Today there are dozens of places online and in the Real World where reading has become more social than ever before. Goodreads, Facebook, Twitter, Book Blogs, Book Clubs, Literacy nights, or Author book launches are all places readers converge to discuss and enthuse about books.
We discuss books in public and in the privacy of our homes in a more expansive way than I’ve ever seen before. We bond over books, don’t we??
I personally love the fact that public awareness of books, especially children’s books, is at a higher rate than ever before. Statistics show that children’s books are selling at twice the rate they used to just 10 years ago.
In the comments, please tell us about your childhood book friendships, your adult book friendships and any book clubs you participate in. How have they influenced your reading life?
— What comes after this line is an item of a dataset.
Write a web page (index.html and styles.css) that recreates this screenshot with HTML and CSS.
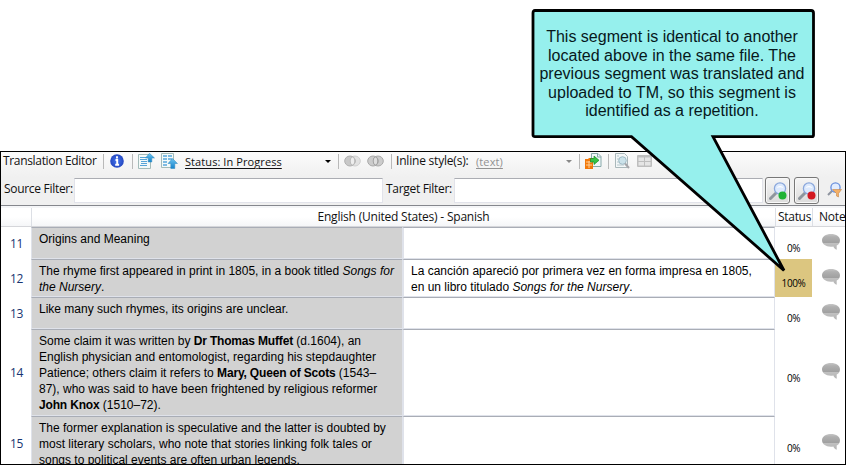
FILE: index.html
```html
<!DOCTYPE html>
<html lang="en">
<head>
<meta charset="utf-8">
<title>Translation Editor</title>
<link rel="stylesheet" href="styles.css">
</head>
<body>
<svg class="defs" width="0" height="0">
  <defs>
    <linearGradient id="gray" x1="0" y1="0" x2="0" y2="1"><stop offset="0" stop-color="#c6c6c6"/><stop offset=".18" stop-color="#b0b0b0"/><stop offset=".55" stop-color="#a0a0a0"/><stop offset=".6" stop-color="#c0c0c0"/><stop offset="1" stop-color="#b4b4b4"/></linearGradient>
    <linearGradient id="blue" x1="0" y1="0" x2="0" y2="1"><stop offset="0" stop-color="#6dc3ee"/><stop offset="1" stop-color="#1583cc"/></linearGradient>
    <radialGradient id="info"><stop offset="0" stop-color="#4777ee"/><stop offset="1" stop-color="#2447c0"/></radialGradient>
    <symbol id="bubble" viewBox="0 0 20 18"><path d="M10 1c5.300 0 9 2.700 9 6.300 0 2.400-1.300 4.300-3.300 5.300v4.200c-1.600-.5-2.700-1.600-3.300-3.300-6.800 1-11.400-2-11.400-6.200C1 3.700 4.700 1 10 1z" fill="url(#gray)"/></symbol>
    <symbol id="lens" viewBox="0 0 18 18"><path d="M1.500 16.500l6-6" stroke="#8e959c" stroke-width="3" stroke-linecap="round"/><circle cx="11" cy="6.500" r="5.600" fill="#dce9fd" stroke="#8ba8dc" stroke-width="1.300"/><path d="M7.500 6a4 4 0 0 1 7 0c-2-1-5-1-7 0z" fill="#fff"/></symbol>
  </defs>
</svg>
<main class="editor">
  <div class="toolbar">
    <span class="title">Translation Editor</span>
    <i class="sep sep-a"></i>
    <svg class="ic-info" width="14" height="14" viewBox="0 0 14 14"><circle cx="7" cy="7" r="6.800" fill="url(#info)"/><path d="M7 2.300v2.200M5.500 6H7.200v4.500M5.200 10.700h3.900" stroke="#fff" stroke-width="1.900" fill="none"/></svg>
    <i class="sep sep-b"></i>
    <svg class="ic-up" width="17" height="17" viewBox="0 0 17 17"><path d="M.5 1.500h12v14H.5z" fill="#f4faf9" stroke="#a3bbb9"/><path d="M2 4.500h7M2 6.500h7M3 8.500h6M3 10.500h6M2 12.500h7" stroke="#58a5d8"/><path d="M11.500.3l5 4.700h-2.700V9h-3.600V5H7.500z" fill="url(#blue)" stroke="#3189bd" stroke-width=".5"/></svg>
    <svg class="ic-up2" width="17" height="17" viewBox="0 0 17 17"><path d="M.5.5h12v14H.5z" fill="#f4faf9" stroke="#a3bbb9"/><path d="M2 3h4M7 3h4M2 6h4M7 6h4M2 9h4M2 12h4" stroke="#57a7dc" stroke-width="1.600"/><path d="M11.500 5.500l5 5h-2.700v5h-4v-5H7z" fill="url(#blue)" stroke="#3189bd" stroke-width=".5"/></svg>
    <span class="status-link">Status: In Progress</span>
    <i class="caret"></i>
    <i class="sep sep-c"></i>
    <svg class="ic-ring" width="17" height="12" viewBox="0 0 17 12"><ellipse cx="11" cy="6" rx="5.300" ry="5" fill="#e2e2e2" stroke="#d0d0d0"/><ellipse cx="6" cy="6" rx="5.300" ry="5" fill="#c8c8c8" stroke="#b0b0b0"/><ellipse cx="8.500" cy="6" rx="2.300" ry="4" fill="#eee" stroke="#bbb"/></svg>
    <svg class="ic-ring2" width="17" height="12" viewBox="0 0 17 12"><ellipse cx="11" cy="6" rx="5.300" ry="5" fill="#ccc" stroke="#aaa"/><ellipse cx="6" cy="6" rx="5.300" ry="5" fill="#ccc" stroke="#aaa"/><ellipse cx="8.500" cy="6" rx="2.300" ry="4" fill="#dedede" stroke="#a2a2a2"/></svg>
    <i class="sep sep-d"></i>
    <span class="inline-label">Inline style(s):</span>
    <span class="inline-text">(text)</span>
    <i class="caret caret-gray"></i>
    <i class="sep sep-e"></i>
    <svg class="ic-convert" width="17" height="16" viewBox="0 0 17 16"><path d="M6.500.5h6.500l3 3v10H6.500z" fill="#f1f8fa" stroke="#88a9aa"/><path d="M12.500.5v3.500h3.500" fill="none" stroke="#88a9aa"/><path d="M0 6h3l1-1h4v11H0z" fill="#f2790b"/><path d="M1 9h6M1 12h6M4 8v7" stroke="#ffd098"/><path d="M5.500 5.500H9V3l5 4.300L9 11.500V9H5.500z" fill="#37c346" stroke="#158922" stroke-width=".7"/></svg>
    <i class="sep sep-f"></i>
    <svg class="ic-preview" width="15" height="16" viewBox="0 0 15 16"><path d="M.5.5h9l3 3v11H.5z" fill="#f3f7f8" stroke="#aab8bb"/><path d="M2 3h2M2 6h2M2 9h2M2 12h7" stroke="#b6c7cc"/><circle cx="7.500" cy="7.500" r="3.800" fill="#cbe2ea" stroke="#9fbac5"/><path d="M10 10.500l4 4.500" stroke="#a6a6aa" stroke-width="2"/></svg>
    <svg class="ic-table" width="15" height="12" viewBox="0 0 15 12"><rect width="15" height="12" rx="1" fill="#bebebe"/><path d="M1.500 2.500H7V6H1.500zM8 2.500h5.500V6H8zM1.500 7H7v3.500H1.500zM8 7h5.500v3.500H8z" fill="#e5e5e5"/></svg>
  </div>
  <div class="filters">
    <span class="source-label">Source Filter:</span><div class="field field-source"></div>
    <span class="target-label">Target Filter:</span><div class="field field-target"></div>
    <div class="btn btn-green"><svg width="18" height="18"><use href="#lens"/><circle cx="13.500" cy="13.500" r="4" fill="#20b336"/></svg></div>
    <div class="btn btn-red"><svg width="18" height="18"><use href="#lens"/><circle cx="13.500" cy="13.500" r="4" fill="#d31820"/></svg></div>
    <svg class="ic-funnel" width="15" height="16" viewBox="0 0 15 16"><path d="M1 13l5-5" stroke="#8e949f" stroke-width="2"/><circle cx="8.500" cy="5.500" r="4.600" fill="#e2edff" stroke="#668ddc" stroke-width="1.300"/><path d="M5.500 7.500h9l-3 4V15l-2-1v-2.500z" fill="#f4b067" stroke="#c6864a" stroke-width=".6"/></svg>
  </div>
  <div class="grid">
    <div class="row head"><div class="num"></div><div class="lang">English (United States) - Spanish</div><div class="head-status">Status</div><div class="head-note">Note</div></div>
    <div class="row r11"><div class="num">11</div><div class="src">Origins and Meaning</div><div class="tgt"></div><div class="pct">0%</div><div class="note"><svg width="20" height="18"><use href="#bubble"/></svg></div></div>
    <div class="row r12"><div class="num">12</div><div class="src">The rhyme first appeared in print in 1805, in a book titled <em>Songs for<br>the Nursery</em>.</div><div class="tgt">La canción apareció por primera vez en forma impresa en 1805,<br>en un libro titulado <em>Songs for the Nursery</em>.</div><div class="pct full">100%</div><div class="note"><svg width="20" height="18"><use href="#bubble"/></svg></div></div>
    <div class="row r13"><div class="num">13</div><div class="src">Like many such rhymes, its origins are unclear.</div><div class="tgt"></div><div class="pct">0%</div><div class="note"><svg width="20" height="18"><use href="#bubble"/></svg></div></div>
    <div class="row r14"><div class="num">14</div><div class="src">Some claim it was written by <b>Dr Thomas Muffet</b> (d.1604), an<br>English physician and entomologist, regarding his stepdaughter<br>Patience; others claim it refers to <b>Mary, Queen of Scots</b> (1543–<br>87), who was said to have been frightened by religious reformer<br><b>John Knox</b> (1510–72).</div><div class="tgt"></div><div class="pct">0%</div><div class="note"><svg width="20" height="18"><use href="#bubble"/></svg></div></div>
    <div class="row r15"><div class="num">15</div><div class="src">The former explanation is speculative and the latter is doubted by<br>most literary scholars, who note that stories linking folk tales or<br>songs to political events are often urban legends.</div><div class="tgt"></div><div class="pct">0%</div><div class="note"><svg width="20" height="18"><use href="#bubble"/></svg></div></div>
  </div>
</main>
<aside class="callout">
  <svg class="callout-shape" width="290" height="270" viewBox="0 0 290 270"><path d="M5 2.500H281Q283.500 2.500 283.500 5V127Q283.500 128.700 282 128.700H183L254 262.500L101.500 128.700H5Q3 128.700 3 127V5Q3 2.500 5 2.500z" fill="#96f0ed" stroke="#000" stroke-width="2.800"/></svg>
  <p>This segment is identical to another<br>located above in the same file. The<br>previous segment was translated and<br>uploaded to TM, so this segment is<br>identified as a repetition.</p>
</aside>
</body>
</html>
```

FILE: styles.css
```css
* { box-sizing: border-box; }
body { margin: 0; width: 846px; height: 465px; overflow: hidden; background: #fff; font-family: "Open Sans", "Noto Sans", sans-serif; font-size: 12px; color: #111; padding-top: 151px; }
svg { display: block; flex: none; }
.defs { position: absolute; }
.editor { width: 846px; height: 314px; border: 1px solid #000; background: #f0f0f0; overflow: hidden; }
.toolbar { height: 25px; display: flex; align-items: flex-start; background: linear-gradient(#fbfbfb, #f0f0f0); white-space: nowrap; }
.toolbar > * { flex: none; }
.toolbar span { line-height: 18px; }
.title { width: 100px; padding-left: 2px; letter-spacing: -.33px; }
.sep { width: 1px; height: 15px; margin-top: 2px; background: #b9b9b9; }
.sep-a { margin-left: 2px; }
.ic-info { margin: 2px 0 0 6px; }
.sep-b { margin-left: 8px; }
.ic-up { margin: 1px 0 0 5px; }
.ic-up2 { margin: 1px 0 0 6px; }
.status-link { width: 98px; margin: 1px 0 0 7px; font-size: 11px; letter-spacing: .08px; text-decoration: underline; text-underline-offset: 2px; }
.caret { border: 3px solid transparent; border-top-color: #000; border-bottom: 0; margin: 8px 0 0 42px; }
.caret-gray { border-top-color: #888; margin-left: 62px; }
.sep-c { margin-left: 7px; }
.ic-ring { margin: 3px 0 0 5px; }
.ic-ring2 { margin: 3px 0 0 6px; }
.sep-d { margin-left: 7px; }
.inline-label { width: 75px; margin-left: 4px; letter-spacing: -.2px; }
.inline-text { width: 28px; margin: 1px 0 0 5px; color: #929292; font-size: 11px; letter-spacing: .1px; text-decoration: underline; text-underline-offset: 2px; }
.sep-e { margin-left: 7px; }
.ic-convert { margin: 1px 0 0 5px; }
.sep-f { margin-left: 6px; }
.ic-preview { margin: 1px 0 0 6px; }
.ic-table { margin: 3px 0 0 7px; }
.filters { height: 29px; display: flex; padding-left: 3px; border-bottom: 1px solid #85878d; white-space: nowrap; }
.filters > * { flex: none; }
.filters span { line-height: 24px; letter-spacing: -.3px; }
.source-label { width: 70px; }
.target-label { width: 68px; margin-left: 3px; }
.field { height: 25px; margin-top: 1px; background: #fff; border: 1px solid #e2e3ea; border-top-color: #abadb3; }
.field-source { width: 309px; }
.field-target { width: 309px; }
.btn { width: 25px; height: 27px; border: 1px solid #777; border-radius: 3px; background: linear-gradient(#f5f5f5, #dcdcdc); box-shadow: inset 0 0 0 1px #f8f8f8; display: flex; padding: 4px 3px; }
.btn-green { margin-left: 2px; }
.btn-red { margin-left: 4px; }
.ic-funnel { margin: 5px 0 0 8px; }
.grid { background: #fff; border-top: 2px solid #f5f6f8; height: 260px; }
.row { display: grid; grid-template-columns: 30px 371px 373px 37px 33px; }
.head { height: 19px; background: linear-gradient(#fff 50%, #f5f6f8); border-bottom: 1px solid #d5d6da; grid-template-columns: 30px 744px 37px 33px; line-height: 18px; }
.head > div { border-left: 1px solid #dcdfe5; }
.head > .num { border-left: 0; }
.num { display: flex; align-items: center; padding-left: 9px; color: #173571; letter-spacing: -.3px; }
.lang { text-align: center; letter-spacing: -.21px; }
.head-status { padding-left: 2px; letter-spacing: -.3px; }
.head .head-note { padding-left: 6px; letter-spacing: -.2px; }
.src, .tgt { font: 12px/16px "Liberation Sans", Arial, sans-serif; color: #000; border-top: 1px solid #a9adb6; border-bottom: 1px solid #dfe2ea; padding: 3px 0 0 7px; white-space: nowrap; }
.src { background: #d2d2d2; border-left: 1px solid #dfe2ea; }
.src b { letter-spacing: -.17px; }
.tgt { border-left: 2px solid #dfe2ea; padding-left: 7px; border-right: 1px solid #dfe2ea; }
.r11 { height: 32px; }
.r12 { height: 38px; }
.r13 { height: 32px; }
.r14 { height: 87px; }
.r15 { height: 54px; }
.pct { font-size: 10px; letter-spacing: -.4px; display: flex; align-items: center; justify-content: center; padding-top: 10px; color: #000; }
.full { background: #dcc680; }
.note { display: flex; align-items: center; padding: 0 0 3px 9px; }
.callout { position: absolute; left: 530px; top: 8px; width: 290px; height: 270px; }
.callout-shape { position: absolute; left: 0; top: 0; }
.callout p { position: relative; margin: 0; padding-top: 20px; width: 284px; text-align: center; font: 16px/18.5px "Liberation Sans", Arial, sans-serif; color: #07181c; white-space: nowrap; }
```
The good, the bad, and the enlightening!
Cheers!
Kimberley
Kimberley Griffiths Little’s best ideas come when taking long hot baths, but instead of a sunken black marble tub with gold faucets and a dragon-shaped spigot, she has New Mexico hand-painted tiles in her adobe home along the Rio Grande.
Her seven Middle-Grade novels with Knopf and Scholastic have won several awards and Forbidden, the first of a Young Adult trilogy recently published with Harpercollins. Find Kimberley on Facebook. and Twitter @KimberleyGLittl. Teacher’s Guides, Mother/Daughter Book Club Guides, and fabulous book trailers “filmed on location” at Kimberley’s website.
I never had a reading buddy either but it sounds nice. The library used to be my sanctuary when I was younger.
What a lovely post. I never had a reading buddy. You make me wish I had. I’ve always been a solitary reader and even when I’ve been in a book club, it never really worked for me. I think you need to get back to the Harriet the Spy mindset and find your friend Starr. With the internet at your fingertips, I’ll bet you can find her. Good luck. Thanks for the post.